The March 18 attack was seen by analysts as a major blow to the Tunisian government’s recent efforts to crack down on militants and to ensure the country remains an Arab Spring success story rather than yet another national casualty of the 2011 uprisings that toppled dictatorships from North Africa to the Arabian peninsula.

Tunisian officials acknowledged the rampage at the museum is a setback to their efforts to revive tourism, a key contributor to the country’s economy.

Tunisia has been the source country for more jihadist fighters per capita to the conflict in Syria than anywhere else, with authorities estimating at least 3,000 Tunisians having joined jihadist groups there. Five hundred are believed to have returned to Tunisia in recent months, sparking fears the returnees will become active.

According to the Tunisian Institute for Strategic Studies, 14 Tunisians carried out suicide attacks in Iraq in March and April 2014.

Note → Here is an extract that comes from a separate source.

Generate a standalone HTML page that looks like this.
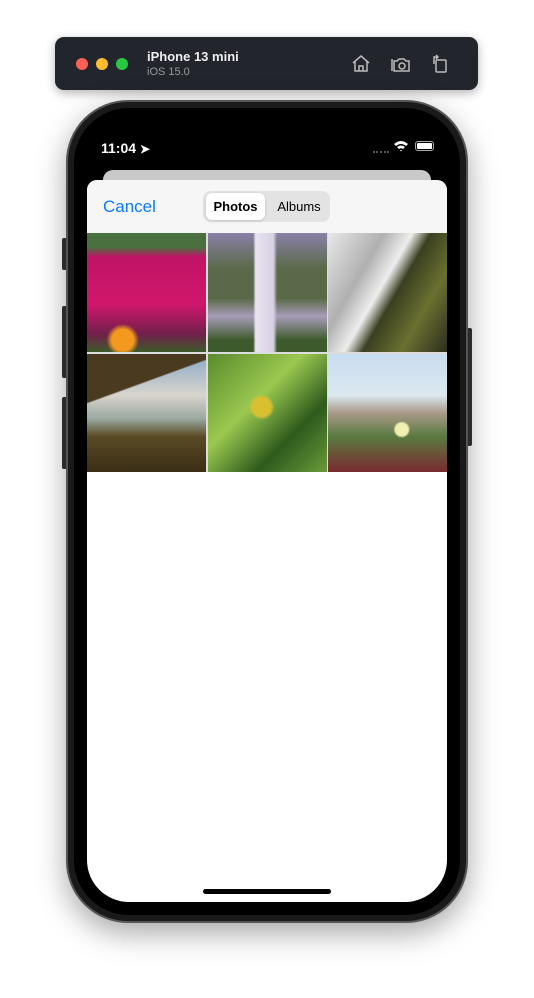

Strategy behind assassination

In the Dabiq interview, at-Tunusi is asked what was the strategic reason behind the assassination of Mohamed Brahmi.

“We wanted to cause chaos in the lands by killing Brahmi so as to facilitate the brothers’ movements and so that we would be able to bring in weapons and liberate our brothers from prisons. This was the main goal behind killing Brahmi," at-Tunusi said.

He said the assassination was easy. “We stayed four hours in front of the home of this tyrant, waiting until he left the home and entered his car. I then moved towards him and killed him by shooting 10 bullets at him.”

The 2013 assassination of Tunisian opposition party leader Brahmi along with the slaying weeks earlier of Chokri Belaid, sent shockwaves through the country and triggered large protests in Tunis and other cities.

Belaid’s murder forced then-Prime Minister Hamadi Jebali to resign.

The importance the terror group is placing on North Africa was signaled last autumn when Islamic State leader Abu Bakr al-Baghdadi dispatched his deputy in Syria, Abu Ali al-Anbari, a former Iraqi army veteran, to orchestrate the establishment of an affiliate in Tunisia’s neighbor, Libya.

That affiliate, Mujahideen of Libya, claimed responsibility for the beheadings in February in Libya of 21 Egyptian Coptic Christians.

Jihadist network

In the Dabiq interview, at-Tunusi also provides a glimpse into how interconnected the jihadist network is across North Africa and into the Levant, explaining that Tunisians have played key roles in the training of fighters in Libya in camps established near the city of Derna.

He claims one of those involved in the slaying of Belaid, Abu Zakariyya Ahmad ar-Ruwaysi, was subsequently active in Libya.

“When we established a training camp in Libya, he became one of the brothers in charge of the camp,” he said.

At-Tunusi said he was also involved in training Libya fighters from other countries.

“Libya was next to us and weapons were widespread there. We would train brothers there and at the same time we would work to smuggle weapons into Tunisia," he said.